#### [Provided records]
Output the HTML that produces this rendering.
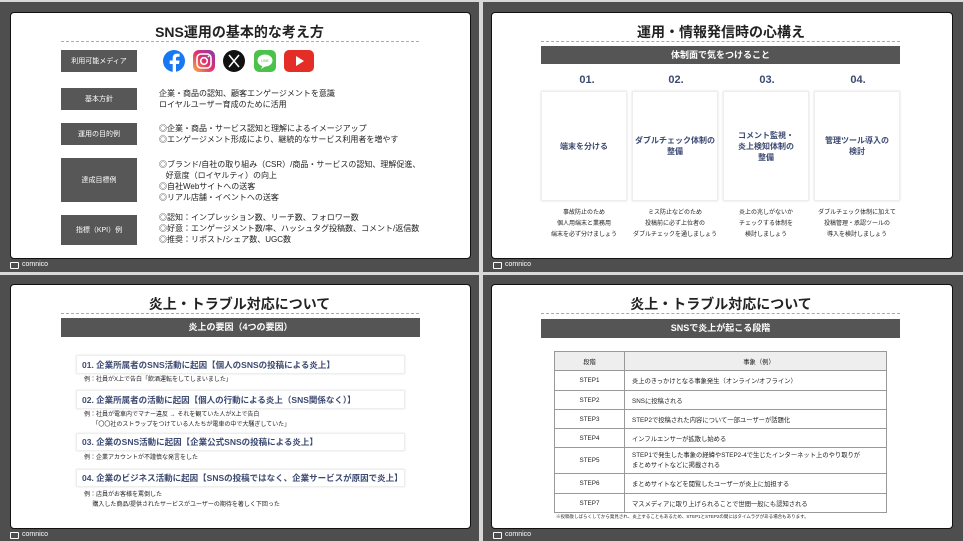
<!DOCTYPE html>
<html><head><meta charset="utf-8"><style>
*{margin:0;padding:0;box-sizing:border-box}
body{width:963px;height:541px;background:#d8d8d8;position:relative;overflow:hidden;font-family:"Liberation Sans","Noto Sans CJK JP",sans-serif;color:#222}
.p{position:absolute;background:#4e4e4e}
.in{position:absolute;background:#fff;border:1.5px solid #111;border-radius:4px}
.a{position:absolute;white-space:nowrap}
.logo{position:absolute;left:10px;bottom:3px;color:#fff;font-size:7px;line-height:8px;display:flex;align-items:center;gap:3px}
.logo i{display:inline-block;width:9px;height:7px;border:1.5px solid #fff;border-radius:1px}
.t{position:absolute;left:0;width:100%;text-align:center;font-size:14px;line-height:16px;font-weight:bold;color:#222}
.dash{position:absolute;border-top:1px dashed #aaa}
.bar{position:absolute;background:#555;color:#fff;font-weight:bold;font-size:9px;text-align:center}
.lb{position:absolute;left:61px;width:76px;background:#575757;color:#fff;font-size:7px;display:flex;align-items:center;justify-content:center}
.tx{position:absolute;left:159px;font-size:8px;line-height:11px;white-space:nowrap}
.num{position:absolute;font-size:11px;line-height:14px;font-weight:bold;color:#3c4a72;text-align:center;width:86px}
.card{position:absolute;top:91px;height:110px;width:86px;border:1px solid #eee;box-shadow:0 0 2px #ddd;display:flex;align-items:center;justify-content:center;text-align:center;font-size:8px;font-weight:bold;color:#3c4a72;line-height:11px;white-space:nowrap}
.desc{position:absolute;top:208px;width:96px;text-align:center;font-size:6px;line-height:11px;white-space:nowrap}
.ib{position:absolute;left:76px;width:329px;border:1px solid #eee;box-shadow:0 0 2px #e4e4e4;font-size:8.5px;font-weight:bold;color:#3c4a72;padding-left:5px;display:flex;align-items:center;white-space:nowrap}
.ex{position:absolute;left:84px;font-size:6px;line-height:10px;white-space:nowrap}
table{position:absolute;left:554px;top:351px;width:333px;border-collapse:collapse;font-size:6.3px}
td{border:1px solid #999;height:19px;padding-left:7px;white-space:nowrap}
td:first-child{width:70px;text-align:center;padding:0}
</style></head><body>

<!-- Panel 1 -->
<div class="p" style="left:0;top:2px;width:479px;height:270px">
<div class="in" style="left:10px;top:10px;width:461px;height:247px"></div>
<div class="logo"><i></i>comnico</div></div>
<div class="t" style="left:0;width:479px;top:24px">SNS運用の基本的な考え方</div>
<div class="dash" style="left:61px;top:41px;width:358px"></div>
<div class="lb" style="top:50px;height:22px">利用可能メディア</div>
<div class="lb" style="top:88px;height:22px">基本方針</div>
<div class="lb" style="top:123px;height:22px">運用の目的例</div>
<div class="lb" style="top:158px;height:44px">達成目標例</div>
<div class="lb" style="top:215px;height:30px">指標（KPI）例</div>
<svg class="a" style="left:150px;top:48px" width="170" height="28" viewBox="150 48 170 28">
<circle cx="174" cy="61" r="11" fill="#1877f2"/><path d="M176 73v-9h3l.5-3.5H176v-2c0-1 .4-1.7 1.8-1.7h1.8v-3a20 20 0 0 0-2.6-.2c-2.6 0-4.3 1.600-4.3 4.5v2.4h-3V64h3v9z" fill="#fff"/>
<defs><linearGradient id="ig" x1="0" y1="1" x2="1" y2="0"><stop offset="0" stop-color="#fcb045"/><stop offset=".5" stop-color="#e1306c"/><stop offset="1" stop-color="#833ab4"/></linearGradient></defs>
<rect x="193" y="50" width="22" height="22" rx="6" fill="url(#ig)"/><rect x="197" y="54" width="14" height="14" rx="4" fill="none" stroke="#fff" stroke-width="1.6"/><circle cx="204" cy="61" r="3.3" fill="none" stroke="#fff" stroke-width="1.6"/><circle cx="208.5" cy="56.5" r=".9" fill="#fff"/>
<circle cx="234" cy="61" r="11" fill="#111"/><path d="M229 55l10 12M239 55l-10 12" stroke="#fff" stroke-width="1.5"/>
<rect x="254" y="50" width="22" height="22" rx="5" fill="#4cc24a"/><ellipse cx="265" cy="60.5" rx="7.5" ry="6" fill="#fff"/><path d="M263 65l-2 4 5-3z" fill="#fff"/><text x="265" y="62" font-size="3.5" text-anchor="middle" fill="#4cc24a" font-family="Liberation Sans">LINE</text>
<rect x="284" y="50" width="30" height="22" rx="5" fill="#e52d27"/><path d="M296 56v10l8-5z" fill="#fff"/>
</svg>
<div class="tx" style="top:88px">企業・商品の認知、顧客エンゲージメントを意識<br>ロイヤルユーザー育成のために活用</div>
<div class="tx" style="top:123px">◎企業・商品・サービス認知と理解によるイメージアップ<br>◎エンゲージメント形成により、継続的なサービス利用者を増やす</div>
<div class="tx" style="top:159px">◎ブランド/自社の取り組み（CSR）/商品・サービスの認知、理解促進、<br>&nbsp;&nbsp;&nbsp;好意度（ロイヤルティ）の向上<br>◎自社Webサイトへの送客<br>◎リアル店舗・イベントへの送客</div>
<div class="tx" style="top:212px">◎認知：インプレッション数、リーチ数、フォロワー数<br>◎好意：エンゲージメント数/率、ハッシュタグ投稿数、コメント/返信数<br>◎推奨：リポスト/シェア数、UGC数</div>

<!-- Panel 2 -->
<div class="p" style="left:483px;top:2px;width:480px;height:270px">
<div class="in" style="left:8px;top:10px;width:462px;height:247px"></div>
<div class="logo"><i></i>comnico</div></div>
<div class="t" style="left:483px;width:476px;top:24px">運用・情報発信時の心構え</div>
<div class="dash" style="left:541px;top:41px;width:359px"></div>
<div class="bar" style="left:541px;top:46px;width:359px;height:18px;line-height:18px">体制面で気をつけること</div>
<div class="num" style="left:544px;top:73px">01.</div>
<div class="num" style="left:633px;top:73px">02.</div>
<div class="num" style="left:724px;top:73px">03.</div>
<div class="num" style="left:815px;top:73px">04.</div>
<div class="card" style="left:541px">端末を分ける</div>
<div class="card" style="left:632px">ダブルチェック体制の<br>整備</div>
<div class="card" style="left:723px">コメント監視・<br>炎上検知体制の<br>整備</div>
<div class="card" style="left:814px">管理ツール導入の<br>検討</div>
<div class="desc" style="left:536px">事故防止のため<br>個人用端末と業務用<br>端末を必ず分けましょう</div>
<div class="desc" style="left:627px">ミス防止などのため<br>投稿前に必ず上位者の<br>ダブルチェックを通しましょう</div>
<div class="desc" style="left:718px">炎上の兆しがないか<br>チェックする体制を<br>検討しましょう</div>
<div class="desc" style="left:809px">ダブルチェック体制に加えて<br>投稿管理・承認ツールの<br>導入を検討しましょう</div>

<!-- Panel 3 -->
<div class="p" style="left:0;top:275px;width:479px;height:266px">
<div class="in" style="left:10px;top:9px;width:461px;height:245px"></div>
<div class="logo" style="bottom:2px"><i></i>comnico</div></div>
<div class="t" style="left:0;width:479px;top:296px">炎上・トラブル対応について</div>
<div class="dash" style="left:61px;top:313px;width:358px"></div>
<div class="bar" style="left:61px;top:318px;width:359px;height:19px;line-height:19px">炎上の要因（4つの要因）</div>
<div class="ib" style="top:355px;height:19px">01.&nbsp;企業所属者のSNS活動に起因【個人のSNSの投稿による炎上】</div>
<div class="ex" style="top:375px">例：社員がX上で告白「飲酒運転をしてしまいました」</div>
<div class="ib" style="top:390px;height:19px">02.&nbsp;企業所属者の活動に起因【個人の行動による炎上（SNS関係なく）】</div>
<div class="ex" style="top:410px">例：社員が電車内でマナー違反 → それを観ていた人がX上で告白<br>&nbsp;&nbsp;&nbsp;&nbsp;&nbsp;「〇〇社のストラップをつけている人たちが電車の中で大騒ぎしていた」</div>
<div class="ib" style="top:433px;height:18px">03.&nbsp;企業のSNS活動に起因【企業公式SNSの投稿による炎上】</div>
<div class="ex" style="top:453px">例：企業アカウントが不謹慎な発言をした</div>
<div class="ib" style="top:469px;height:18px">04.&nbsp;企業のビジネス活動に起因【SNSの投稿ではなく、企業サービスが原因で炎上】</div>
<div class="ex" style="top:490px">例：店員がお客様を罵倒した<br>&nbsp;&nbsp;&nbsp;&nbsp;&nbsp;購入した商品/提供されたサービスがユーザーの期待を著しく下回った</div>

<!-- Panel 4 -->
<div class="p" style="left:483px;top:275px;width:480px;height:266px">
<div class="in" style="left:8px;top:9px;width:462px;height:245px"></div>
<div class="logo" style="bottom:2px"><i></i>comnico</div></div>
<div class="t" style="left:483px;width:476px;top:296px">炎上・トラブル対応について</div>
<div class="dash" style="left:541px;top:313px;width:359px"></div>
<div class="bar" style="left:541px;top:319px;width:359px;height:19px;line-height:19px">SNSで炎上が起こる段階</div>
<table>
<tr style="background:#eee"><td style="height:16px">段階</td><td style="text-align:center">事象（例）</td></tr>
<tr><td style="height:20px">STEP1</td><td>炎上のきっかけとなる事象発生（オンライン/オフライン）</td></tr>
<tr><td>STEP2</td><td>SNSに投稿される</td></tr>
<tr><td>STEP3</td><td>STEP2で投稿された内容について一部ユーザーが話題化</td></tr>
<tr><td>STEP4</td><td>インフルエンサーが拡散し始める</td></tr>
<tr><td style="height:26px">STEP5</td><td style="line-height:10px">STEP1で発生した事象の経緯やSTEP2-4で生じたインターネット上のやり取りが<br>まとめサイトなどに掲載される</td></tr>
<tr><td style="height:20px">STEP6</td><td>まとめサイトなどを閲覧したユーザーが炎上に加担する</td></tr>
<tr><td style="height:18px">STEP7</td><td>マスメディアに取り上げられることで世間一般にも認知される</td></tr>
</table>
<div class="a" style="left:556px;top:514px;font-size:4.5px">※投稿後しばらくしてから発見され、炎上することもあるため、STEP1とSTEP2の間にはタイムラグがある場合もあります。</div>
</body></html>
==
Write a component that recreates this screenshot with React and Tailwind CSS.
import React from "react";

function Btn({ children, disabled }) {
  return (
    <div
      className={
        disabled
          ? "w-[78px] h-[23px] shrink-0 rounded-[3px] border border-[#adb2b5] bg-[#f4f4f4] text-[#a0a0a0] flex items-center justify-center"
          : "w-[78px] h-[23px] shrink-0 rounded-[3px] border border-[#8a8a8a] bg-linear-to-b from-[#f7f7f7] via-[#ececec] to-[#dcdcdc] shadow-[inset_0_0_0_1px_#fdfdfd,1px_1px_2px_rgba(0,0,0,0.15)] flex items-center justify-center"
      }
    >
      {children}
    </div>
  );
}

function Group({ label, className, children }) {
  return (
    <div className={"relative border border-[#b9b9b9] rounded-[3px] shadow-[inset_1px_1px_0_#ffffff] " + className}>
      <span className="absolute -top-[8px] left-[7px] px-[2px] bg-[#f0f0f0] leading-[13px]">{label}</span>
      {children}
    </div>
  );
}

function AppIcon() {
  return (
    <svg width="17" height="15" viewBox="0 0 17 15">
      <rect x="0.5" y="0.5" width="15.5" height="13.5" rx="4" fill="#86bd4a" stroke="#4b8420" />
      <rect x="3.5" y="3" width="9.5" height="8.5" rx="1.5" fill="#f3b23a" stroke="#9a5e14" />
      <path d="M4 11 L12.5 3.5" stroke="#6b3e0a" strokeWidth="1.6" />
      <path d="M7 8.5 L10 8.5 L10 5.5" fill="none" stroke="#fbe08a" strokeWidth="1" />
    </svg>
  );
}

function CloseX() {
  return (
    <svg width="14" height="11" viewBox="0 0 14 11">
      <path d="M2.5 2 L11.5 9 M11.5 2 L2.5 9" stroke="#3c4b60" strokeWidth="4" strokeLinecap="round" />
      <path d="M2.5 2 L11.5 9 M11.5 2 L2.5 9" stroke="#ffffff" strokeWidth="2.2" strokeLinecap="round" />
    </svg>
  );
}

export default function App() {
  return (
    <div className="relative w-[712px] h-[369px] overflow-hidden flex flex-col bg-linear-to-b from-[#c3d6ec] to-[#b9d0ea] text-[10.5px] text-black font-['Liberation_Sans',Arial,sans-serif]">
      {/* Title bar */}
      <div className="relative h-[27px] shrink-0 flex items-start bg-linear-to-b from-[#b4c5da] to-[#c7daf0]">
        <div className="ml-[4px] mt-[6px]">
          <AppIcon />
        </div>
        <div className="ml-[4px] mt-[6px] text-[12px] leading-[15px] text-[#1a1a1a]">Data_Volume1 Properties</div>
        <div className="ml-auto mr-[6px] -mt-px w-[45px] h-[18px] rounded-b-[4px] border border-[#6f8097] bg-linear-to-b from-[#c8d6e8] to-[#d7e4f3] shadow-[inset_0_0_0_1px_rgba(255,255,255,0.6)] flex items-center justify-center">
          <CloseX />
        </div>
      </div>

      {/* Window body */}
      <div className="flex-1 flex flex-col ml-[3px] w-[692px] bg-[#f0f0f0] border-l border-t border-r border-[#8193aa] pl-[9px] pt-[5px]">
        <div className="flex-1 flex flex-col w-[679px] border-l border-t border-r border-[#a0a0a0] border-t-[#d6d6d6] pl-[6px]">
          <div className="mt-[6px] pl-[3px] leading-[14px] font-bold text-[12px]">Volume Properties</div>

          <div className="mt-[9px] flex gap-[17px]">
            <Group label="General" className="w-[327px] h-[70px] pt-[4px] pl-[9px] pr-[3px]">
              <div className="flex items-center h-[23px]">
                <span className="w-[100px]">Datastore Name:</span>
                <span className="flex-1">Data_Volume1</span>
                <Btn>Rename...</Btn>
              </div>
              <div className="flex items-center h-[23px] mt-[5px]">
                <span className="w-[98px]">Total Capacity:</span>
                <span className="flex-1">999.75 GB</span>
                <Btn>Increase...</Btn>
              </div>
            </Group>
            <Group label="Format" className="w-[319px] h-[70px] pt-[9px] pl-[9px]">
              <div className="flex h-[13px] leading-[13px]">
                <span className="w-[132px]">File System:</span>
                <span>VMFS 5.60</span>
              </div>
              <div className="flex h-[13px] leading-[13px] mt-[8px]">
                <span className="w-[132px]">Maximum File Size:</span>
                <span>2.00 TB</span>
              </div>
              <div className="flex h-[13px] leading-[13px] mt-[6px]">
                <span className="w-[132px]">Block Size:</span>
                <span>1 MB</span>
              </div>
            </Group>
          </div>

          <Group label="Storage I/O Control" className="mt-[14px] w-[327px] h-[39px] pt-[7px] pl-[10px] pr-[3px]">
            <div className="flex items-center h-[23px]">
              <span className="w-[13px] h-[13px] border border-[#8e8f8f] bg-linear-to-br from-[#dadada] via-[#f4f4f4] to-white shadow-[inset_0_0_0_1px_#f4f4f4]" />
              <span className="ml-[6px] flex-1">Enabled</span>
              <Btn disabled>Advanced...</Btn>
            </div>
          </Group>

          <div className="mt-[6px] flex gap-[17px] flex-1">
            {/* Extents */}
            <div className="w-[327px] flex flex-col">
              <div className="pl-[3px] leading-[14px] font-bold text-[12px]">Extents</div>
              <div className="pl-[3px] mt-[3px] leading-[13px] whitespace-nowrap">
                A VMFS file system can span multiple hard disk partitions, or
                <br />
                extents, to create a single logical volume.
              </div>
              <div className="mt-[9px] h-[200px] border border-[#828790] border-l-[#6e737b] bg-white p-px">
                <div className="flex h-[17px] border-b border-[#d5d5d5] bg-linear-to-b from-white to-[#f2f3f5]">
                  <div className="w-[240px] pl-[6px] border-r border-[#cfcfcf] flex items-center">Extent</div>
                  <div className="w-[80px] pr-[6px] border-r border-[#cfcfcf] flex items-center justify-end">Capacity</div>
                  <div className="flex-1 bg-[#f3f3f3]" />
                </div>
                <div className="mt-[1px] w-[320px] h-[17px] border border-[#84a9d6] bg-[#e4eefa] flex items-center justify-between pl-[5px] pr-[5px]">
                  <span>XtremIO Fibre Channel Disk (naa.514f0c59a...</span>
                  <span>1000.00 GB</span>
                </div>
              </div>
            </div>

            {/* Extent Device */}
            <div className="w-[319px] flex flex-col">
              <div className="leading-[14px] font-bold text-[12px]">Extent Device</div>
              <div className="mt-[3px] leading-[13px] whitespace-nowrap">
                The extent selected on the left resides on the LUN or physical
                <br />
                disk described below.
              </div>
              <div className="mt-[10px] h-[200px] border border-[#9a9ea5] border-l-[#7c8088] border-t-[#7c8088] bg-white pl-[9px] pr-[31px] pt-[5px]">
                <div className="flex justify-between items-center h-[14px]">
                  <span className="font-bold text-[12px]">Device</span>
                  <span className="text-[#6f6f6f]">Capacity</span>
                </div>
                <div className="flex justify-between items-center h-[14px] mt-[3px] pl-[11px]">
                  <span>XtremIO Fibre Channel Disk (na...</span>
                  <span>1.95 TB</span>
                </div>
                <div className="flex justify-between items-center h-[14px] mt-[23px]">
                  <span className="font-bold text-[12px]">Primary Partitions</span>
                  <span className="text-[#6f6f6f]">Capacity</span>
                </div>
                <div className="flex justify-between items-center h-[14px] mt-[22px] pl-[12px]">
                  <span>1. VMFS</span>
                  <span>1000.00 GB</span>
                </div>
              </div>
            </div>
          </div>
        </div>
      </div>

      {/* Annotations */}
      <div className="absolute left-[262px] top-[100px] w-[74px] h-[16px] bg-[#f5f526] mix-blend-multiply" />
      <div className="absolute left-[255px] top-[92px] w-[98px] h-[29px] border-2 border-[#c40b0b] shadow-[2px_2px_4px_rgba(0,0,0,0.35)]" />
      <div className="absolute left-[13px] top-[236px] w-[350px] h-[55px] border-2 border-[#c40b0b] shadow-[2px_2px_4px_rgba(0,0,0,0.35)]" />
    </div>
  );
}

#### [Work to be completed]
Print the lines from the line with "Write a component" to the line with "import React from" exactly, and print nothing else. Both of those lines are included.

#### [Solution to this exercise]
Write a component that recreates this screenshot with React and Tailwind CSS.
import React from "react";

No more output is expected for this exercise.